Séminaire LMFA (présentiel - École Centrale) : Fluid-acoustic coupling analysis by discrete differential forms

Présenté par : Hiroki Fukagawa
Representative Director, DeepFlow, Inc

Lien vers la page d'annonce du LMFA

We developed a super-large-scale, high-accurate, and high-speed physical field simulator, Elkurage, that uses discrete differential forms and conducted a direct numerical simulation of fluid-acoustic interactions that solves the Navier-Stokes equations for compressible fluids. It helps reduce the noise of a wind turbine, an air-conditioner, and a high-speed rail train.

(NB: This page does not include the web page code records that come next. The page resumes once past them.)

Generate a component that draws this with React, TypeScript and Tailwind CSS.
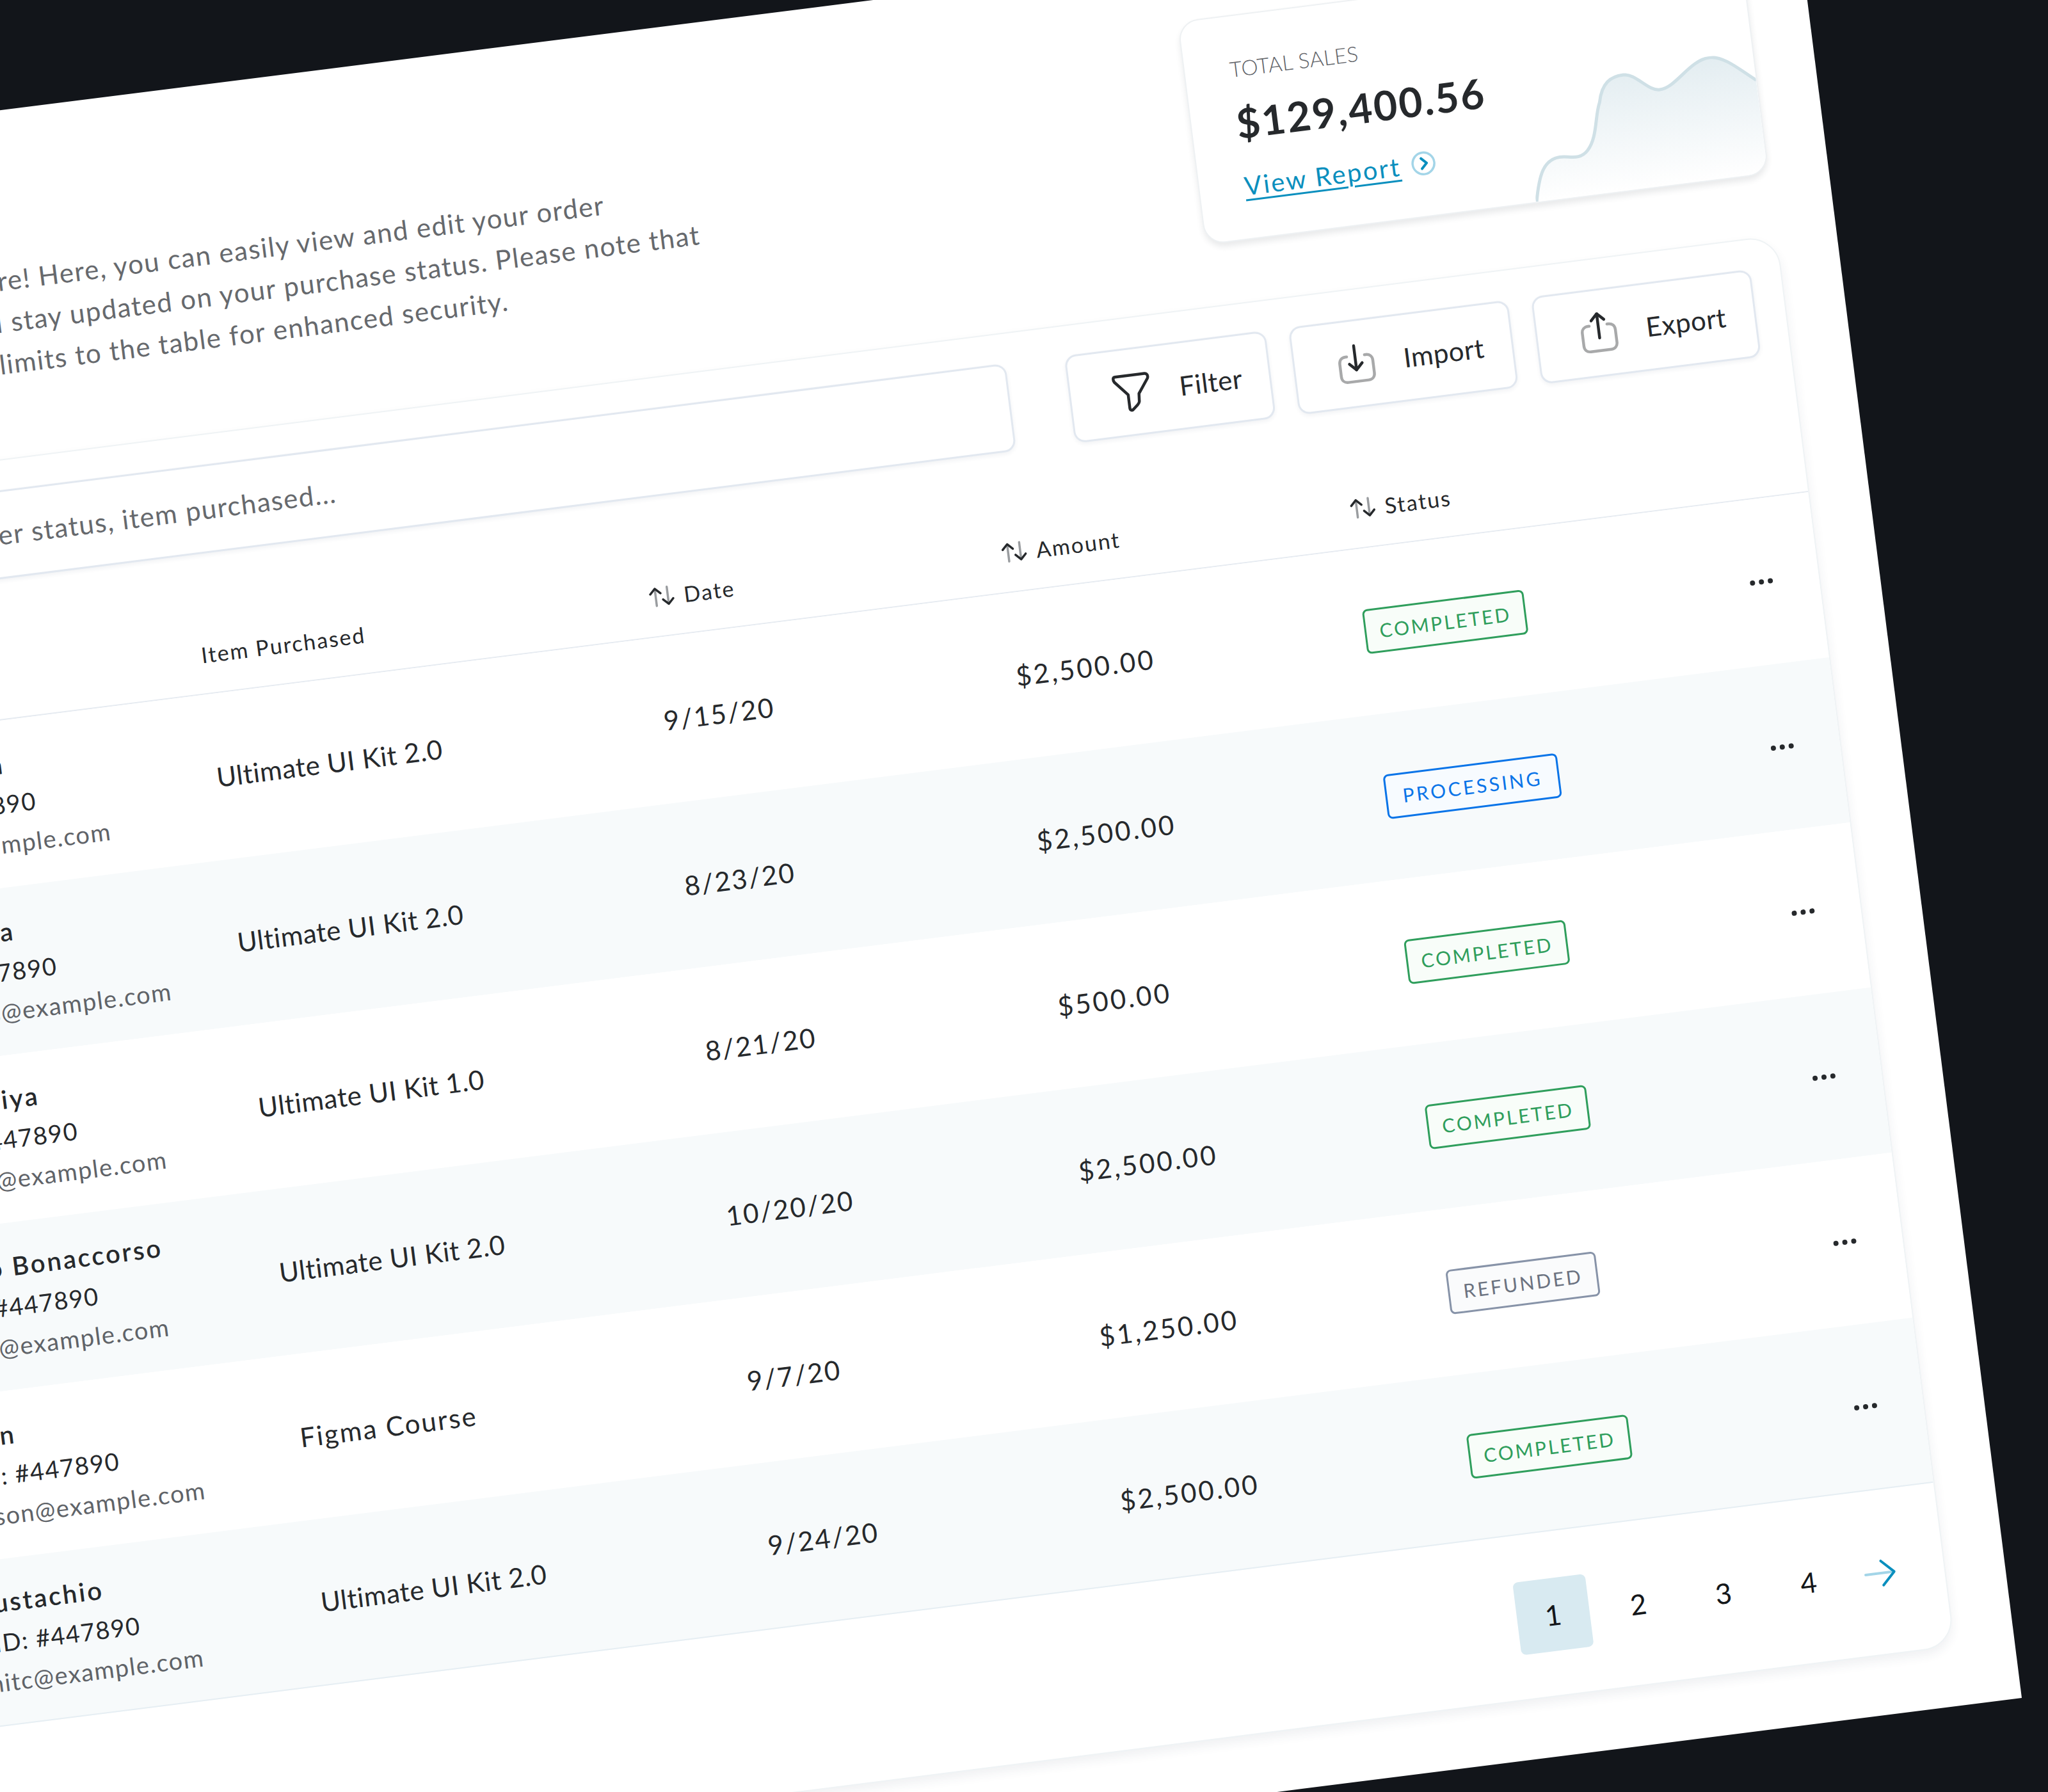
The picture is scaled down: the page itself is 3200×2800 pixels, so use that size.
import React from 'react';

const orders = [
  { name: 'Martin Hanson', email: 'jhanson12@example.com', item: 'Ultimate UI Kit 2.0', itemClass: 'tracking-[0.6px]', date: '9/15/20', amount: '$2,500.00', status: 'COMPLETED' },
  { name: 'Alena Ivanova', email: 'alena.williams@example.com', item: 'Ultimate UI Kit 2.0', itemClass: 'tracking-[0.6px]', date: '8/23/20', amount: '$2,500.00', status: 'PROCESSING' },
  { name: 'Karina Anisiya', email: 'katy.anisiya@example.com', item: 'Ultimate UI Kit 1.0', itemClass: 'tracking-[0.6px]', date: '8/21/20', amount: '$500.00', status: 'COMPLETED' },
  { name: 'Francesco Bonaccorso', email: 'fbonaccor@example.com', item: 'Ultimate UI Kit 2.0', itemClass: 'tracking-[0.6px]', date: '10/20/20', amount: '$2,500.00', status: 'COMPLETED' },
  { name: 'Lily Chen', email: 'lily.johnson@example.com', item: 'Figma Course', itemClass: 'tracking-[2.2px]', date: '9/7/20', amount: '$1,250.00', status: 'REFUNDED' },
  { name: 'Tom Eustachio', email: 'tomymitc@example.com', item: 'Ultimate UI Kit 2.0', itemClass: 'tracking-[0.6px]', date: '9/24/20', amount: '$2,500.00', status: 'COMPLETED' },
];

function SortIcon() {
  return (
    <svg width="44" height="40" viewBox="0 0 44 40" fill="none" strokeWidth="3.5" strokeLinecap="round" strokeLinejoin="round">
      <path d="M12 34V8" stroke="#9a9da0" />
      <path d="M4 15l8-8 8 8" stroke="#26292c" />
      <path d="M31 6v26" stroke="#9a9da0" />
      <path d="M23 25l8 8 8-8" stroke="#26292c" />
    </svg>
  );
}

function FilterIcon() {
  return (
    <svg width="64" height="64" viewBox="0 0 64 64" fill="none" stroke="#26292c" strokeWidth="4.5" strokeLinejoin="round">
      <path d="M8 6H54c4 0 6 4 4 8L42 36l-1 12c0 2-1 3-3 5l-7 6c-3 3-6 1-6-2V36L6 14C4 10 4 6 8 6z" />
    </svg>
  );
}

function ImportIcon() {
  return (
    <svg width="64" height="64" viewBox="0 0 64 64" fill="none" strokeWidth="4.5" strokeLinecap="round" strokeLinejoin="round">
      <path d="M18 20h-2c-6 0-10 4-10 10v20c0 6 4 10 10 10h32c6 0 10-4 10-10V30c0-6-4-10-10-10h-2" stroke="#a8a9aa" />
      <path d="M31 4v38" stroke="#26292c" />
      <path d="M21 32l10 10 10-10" stroke="#26292c" />
    </svg>
  );
}

function ExportIcon() {
  return (
    <svg width="64" height="64" viewBox="0 0 64 64" fill="none" strokeWidth="4.5" strokeLinecap="round" strokeLinejoin="round">
      <path d="M18 20h-2c-6 0-10 4-10 10v20c0 6 4 10 10 10h32c6 0 10-4 10-10V30c0-6-4-10-10-10h-2" stroke="#a8a9aa" />
      <path d="M32 40V2" stroke="#26292c" />
      <path d="M22 12L32 2l10 10" stroke="#26292c" />
    </svg>
  );
}

function ToolButton({ icon, label, width }: { icon: React.ReactNode; label: string; width: string }) {
  return (
    <button className={`${width} h-[138px] flex items-center gap-[42px] pl-[64px] rounded-[18px] border-[3px] border-[#e2e8f0] bg-white shadow-[0_3px_6px_rgba(30,50,80,0.06)] text-[42px] tracking-[0.5px] text-[#26292c]`}>
      {icon}
      <span>{label}</span>
    </button>
  );
}

function Badge({ status }: { status: string }) {
  if (status === 'PROCESSING') {
    return <span className="h-[70px] w-[274px] flex items-center justify-center rounded-[8px] border-[3px] border-[#0a74e8] bg-[#f7fbff] text-[30px] tracking-[3.6px] text-[#0a74e8]">PROCESSING</span>;
  }
  if (status === 'REFUNDED') {
    return <span className="h-[70px] w-[236px] flex items-center justify-center rounded-[8px] border-[3px] border-[#8793a8] bg-[#fafbfc] text-[30px] tracking-[3.3px] text-[#6b7280]">REFUNDED</span>;
  }
  return <span className="h-[70px] w-[254px] flex items-center justify-center rounded-[8px] border-[3px] border-[#2f9e5c] bg-[#f8fdf9] text-[30px] tracking-[3px] text-[#2f9e5c]">COMPLETED</span>;
}

function Dots() {
  return (
    <div className="flex gap-[6px]">
      <span className="size-[8px] rounded-full bg-[#26292c]" />
      <span className="size-[8px] rounded-full bg-[#26292c]" />
      <span className="size-[8px] rounded-full bg-[#26292c]" />
    </div>
  );
}

function SalesCard() {
  return (
    <div className="relative w-[888px] h-[352px] shrink-0 overflow-hidden rounded-[32px] border-2 border-[#eef1f3] bg-white pl-[70px] pt-[60px] shadow-[0_6px_10px_rgba(40,50,60,0.10)]">
      <svg className="absolute right-0 bottom-0" width="365" height="192" viewBox="0 0 365 192" fill="none">
        <defs>
          <linearGradient id="salesFill" x1="0" y1="0" x2="0" y2="1">
            <stop offset="0" stopColor="#e3edf1" />
            <stop offset="1" stopColor="#ffffff" />
          </linearGradient>
        </defs>
        <path d="M1 192C10 150 20 128 45 127C60 126 75 137 90 122C108 104 108 70 118 50C125 20 140 12 160 12C180 12 195 42 214 42C240 42 265 2 298 2C320 2 345 30 365 46V192Z" fill="url(#salesFill)" />
        <path d="M1 192C10 150 20 128 45 127C60 126 75 137 90 122C108 104 108 70 118 50C125 20 140 12 160 12C180 12 195 42 214 42C240 42 265 2 298 2C320 2 345 30 365 46" stroke="#cfe0e6" strokeWidth="5" />
      </svg>
      <div className="relative text-[33px] font-light leading-[44px] tracking-[0.4px] text-[#5f6368]">TOTAL SALES</div>
      <div className="relative mt-[26px] text-[64px] font-bold leading-[76px] tracking-[2.5px] text-[#26292c]">$129,400.56</div>
      <div className="relative mt-[34px] flex items-center gap-[16px]">
        <span className="text-[40px] leading-[52px] tracking-[2.6px] text-[#0a8fbe] underline underline-offset-[6px] decoration-[3px]">View Report</span>
        <svg width="40" height="40" viewBox="0 0 40 40" fill="none" strokeLinecap="round" strokeLinejoin="round">
          <circle cx="20" cy="20" r="17" stroke="#a3d5e8" strokeWidth="3.5" />
          <path d="M17 12l8 8-8 8" stroke="#0a8fbe" strokeWidth="4" />
        </svg>
      </div>
    </div>
  );
}

export default function App() {
  return (
    <div className="relative w-[3200px] h-[2800px] overflow-hidden bg-[#12151a] font-['Lato',sans-serif]">
      <div className="absolute left-[-341px] top-[-204px] w-[3500px] h-[2857px] origin-bottom-right rotate-[-7.2deg] bg-white pt-[93px] pr-[93px]">
        <div className="flex justify-end">
          <div className="flex-1 pl-[250px] pt-[139px] text-[42px] leading-[65px] tracking-[1.5px] text-[#66696d] whitespace-nowrap">
            <div>Welcome to the store! Here, you can easily view and edit your order</div>
            <div>details, and you will stay updated on your purchase status. Please note that</div>
            <div>we've added some limits to the table for enhanced security.</div>
          </div>
          <SalesCard />
        </div>

        <div className="ml-[80px] mt-[96px] h-[2223px] overflow-hidden rounded-[48px] border-2 border-[#eff3f5] bg-white shadow-[0_8px_16px_rgba(40,60,80,0.07)]">
          <div className="flex items-center gap-[36px] pl-[60px] pr-[46px] pt-[46px] pb-[95px]">
            <div className="flex-1 mr-[56px] h-[138px] flex items-center justify-end rounded-[18px] border-[3px] border-[#e2e8f0] bg-white pr-[1060px] shadow-[0_3px_6px_rgba(30,50,80,0.06)] text-[42px] tracking-[1.5px] text-[#66696d] whitespace-nowrap">
              Search by name, order status, item purchased...
            </div>
            <ToolButton icon={<FilterIcon />} label="Filter" width="w-[317px]" />
            <ToolButton icon={<ImportIcon />} label="Import" width="w-[346px]" />
            <ToolButton icon={<ExportIcon />} label="Export" width="w-[346px]" />
          </div>

          <div className="grid h-[124px] grid-cols-[800px_704px_555px_549px_715px] items-center border-b-2 border-[#e6ebf1] text-[34px] tracking-[2px] text-[#26292c]">
            <div className="pl-[170px]">Customer</div>
            <div>Item Purchased</div>
            <div className="flex items-center gap-[12px]"><SortIcon />Date</div>
            <div className="flex items-center gap-[12px]"><SortIcon />Amount</div>
            <div className="flex items-center gap-[12px]"><SortIcon />Status</div>
          </div>

          {orders.map((order, index) => (
            <div
              key={index}
              className={`grid h-[260px] grid-cols-[800px_704px_555px_549px_715px] items-center text-[42px] text-[#26292c] ${index % 2 === 1 ? 'bg-[#f7fafb]' : 'bg-white'} ${index === 5 ? 'border-b-2 border-[#e6eef3]' : ''}`}
            >
              <div className="pl-[170px]">
                <div className="text-[40px] font-semibold leading-[62px] tracking-[3px] whitespace-nowrap">{order.name}</div>
                <div className="text-[38px] leading-[62px] tracking-[1.5px]">Order ID: #447890</div>
                <div className="text-[38px] leading-[62px] tracking-[1.5px] text-[#5f6368]">{order.email}</div>
              </div>
              <div className={order.itemClass}>{order.item}</div>
              <div className="tracking-[2.1px]">{order.date}</div>
              <div className="tracking-[3.2px]">{order.amount}</div>
              <div className="flex items-center justify-between pr-[72px]">
                <Badge status={order.status} />
                <Dots />
              </div>
            </div>
          ))}

          <div className="flex h-[259px] items-center justify-end gap-[20px] pr-[75px] text-[44px] text-[#14171a]">
            <span className="flex size-[114px] items-center justify-center rounded-[8px] bg-[#d8eaf1]">1</span>
            <span className="flex size-[114px] items-center justify-center">2</span>
            <span className="flex size-[114px] items-center justify-center">3</span>
            <span className="flex size-[114px] items-center justify-center">4</span>
            <svg className="ml-[11px]" width="50" height="44" viewBox="0 0 50 44" fill="none" strokeWidth="4" strokeLinecap="round" strokeLinejoin="round">
              <path d="M2 22h44" stroke="#a3d5e8" />
              <path d="M28 3l19 19-19 19" stroke="#0a8fbe" />
            </svg>
          </div>
        </div>
      </div>
    </div>
  );
}
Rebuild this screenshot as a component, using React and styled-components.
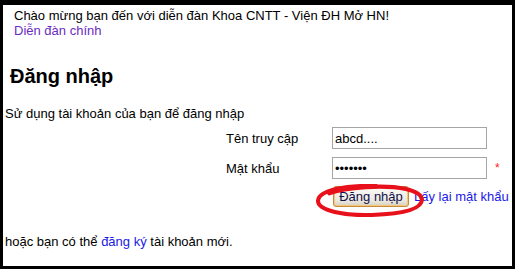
import styled, { createGlobalStyle } from "styled-components"

const GlobalStyle = createGlobalStyle`
    html, body {
        margin: 0;
        padding: 0;
        background: #000000;
    }
    body {
        font-family: "Liberation Sans", Arial, sans-serif;
        font-size: 13px;
        color: #000000;
    }
`

export default function App() {

    return (
        <>
            <GlobalStyle />
            <Frame>
                <Header>
                    <Line>Chào mừng bạn đến với diễn đàn Khoa CNTT - Viện ĐH Mở HN!</Line>
                    <Line><VisitedLink href="#">Diễn đàn chính</VisitedLink></Line>
                </Header>
                <Title>Đăng nhập</Title>
                <Body>
                    <Line>Sử dụng tài khoản của bạn để đăng nhập</Line>
                    <LoginForm onSubmit={(e) => e.preventDefault()}>
                        <Label>Tên truy cập</Label>
                        <FormInput defaultValue="abcd...." />
                        <span></span>
                        <Label>Mật khẩu</Label>
                        <FormInput type="password" defaultValue="1234567" />
                        <Required>*</Required>
                        <span></span>
                        <ButtonRow>
                            <Highlight>
                                <FormButton type="submit">Đăng nhập</FormButton>
                                <Circle viewBox="0 0 108 32" preserveAspectRatio="none" aria-hidden="true">
                                    <path d="M60 2 C 30 1, 4 6, 3 16 C 2 26, 30 31, 56 30 C 84 29, 105 25, 105 15 C 104 6, 82 1, 50 3 C 35 4, 22 6, 14 9"
                                        fill="none" stroke="#e8101a" strokeWidth="4" strokeLinecap="round" />
                                </Circle>
                            </Highlight>
                            <BlueLink href="#">Lấy lại mật khẩu</BlueLink>
                        </ButtonRow>
                    </LoginForm>
                    <Footer>
                        hoặc bạn có thể <BlueLink href="#">đăng ký</BlueLink> tài khoản mới.
                    </Footer>
                </Body>
            </Frame>
        </>
    )
}

const Frame = styled.div`
    margin: 5px 3px 0 3px;
    height: 261px;
    background: #ffffff;
    overflow: hidden;
`

const Header = styled.div`
    padding: 3px 0 0 11px;
`

const Line = styled.div`
    line-height: 15px;
    white-space: nowrap;
`

const VisitedLink = styled.a`
    color: #6a2cc0;
    text-decoration: none;
`

const BlueLink = styled.a`
    color: #1a1ae6;
    text-decoration: none;
    white-space: nowrap;
`

const Title = styled.h2`
    margin: 26px 0 0 7px;
    font-size: 20px;
    line-height: 24px;
    font-weight: 700;
`

const Body = styled.div`
    padding-left: 2px;
    margin-top: 18px;
`

const LoginForm = styled.form`
    display: grid;
    grid-template-columns: 106px 155px 1fr;
    row-gap: 8px;
    align-items: center;
    margin: 6px 0 0 221px;
`

const Label = styled.label`
    line-height: 15px;
`

const FormInput = styled.input`
    box-sizing: border-box;
    width: 155px;
    height: 22px;
    border: 1px solid #a5a5a5;
    padding: 0 2px;
    font-family: "Liberation Sans", Arial, sans-serif;
    font-size: 13px;
    color: #000000;
    outline: none;
`

const Required = styled.span`
    color: #ff2020;
    font-size: 12px;
    padding-left: 8px;
    line-height: 12px;
`

const ButtonRow = styled.div`
    grid-column: 2 / 4;
    display: flex;
    align-items: center;
    gap: 5px;
    margin-top: -1px;
    white-space: nowrap;
`

const Highlight = styled.div`
    position: relative;
    margin-left: 1px;
`

const FormButton = styled.button`
    display: block;
    box-sizing: border-box;
    width: 76px;
    height: 21px;
    padding: 0;
    border: 1px solid #c98a3a;
    border-radius: 3px;
    background: linear-gradient(#fbfbf8, #ece9e0 70%, #d6d0c0);
    box-shadow: inset 0 0 0 1px #f3c87a;
    font-family: "Liberation Sans", Arial, sans-serif;
    font-size: 13px;
    color: #10104a;
`

const Circle = styled.svg`
    position: absolute;
    left: -18px;
    top: -2px;
    width: 110px;
    height: 33px;
    pointer-events: none;
`

const Footer = styled.div`
    margin-top: 27px;
    line-height: 15px;
    white-space: nowrap;
`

Physical fields described in differential forms can be discretized into discrete differential forms by an evaluation that naturally transforms the locality and parallelism of physical phenomena into the ones of data access. This method uses a staggered unstructured grid consisting of primal cells and dual cells. The cells are defined hierarchically as 3-cells, 2-cells, 1-cells, and 0-cells, representing volume, area, length, and vertexes. In this layout, mass density and velocity field are discretized as the total mass in primal 3-cells and the total mass flux in primal 2-form.

An explicit method for the equations given in differential forms with this arrangement minimizes computational errors related to mass or pressure as the finite-difference methods (FDM) for partial differential equations with the staggered grid where the calculation points are arranged along with coordinate systems.

Incorporating simulations into the design process requires importing complex CAD design data. FDM is unsuitable for complex surface geometries because a surface that does not follow the coordinate system is expressed as a staircase. On the other hand, our method uses various elements and has an advantage in the shape expression for industrial design compared to FDM.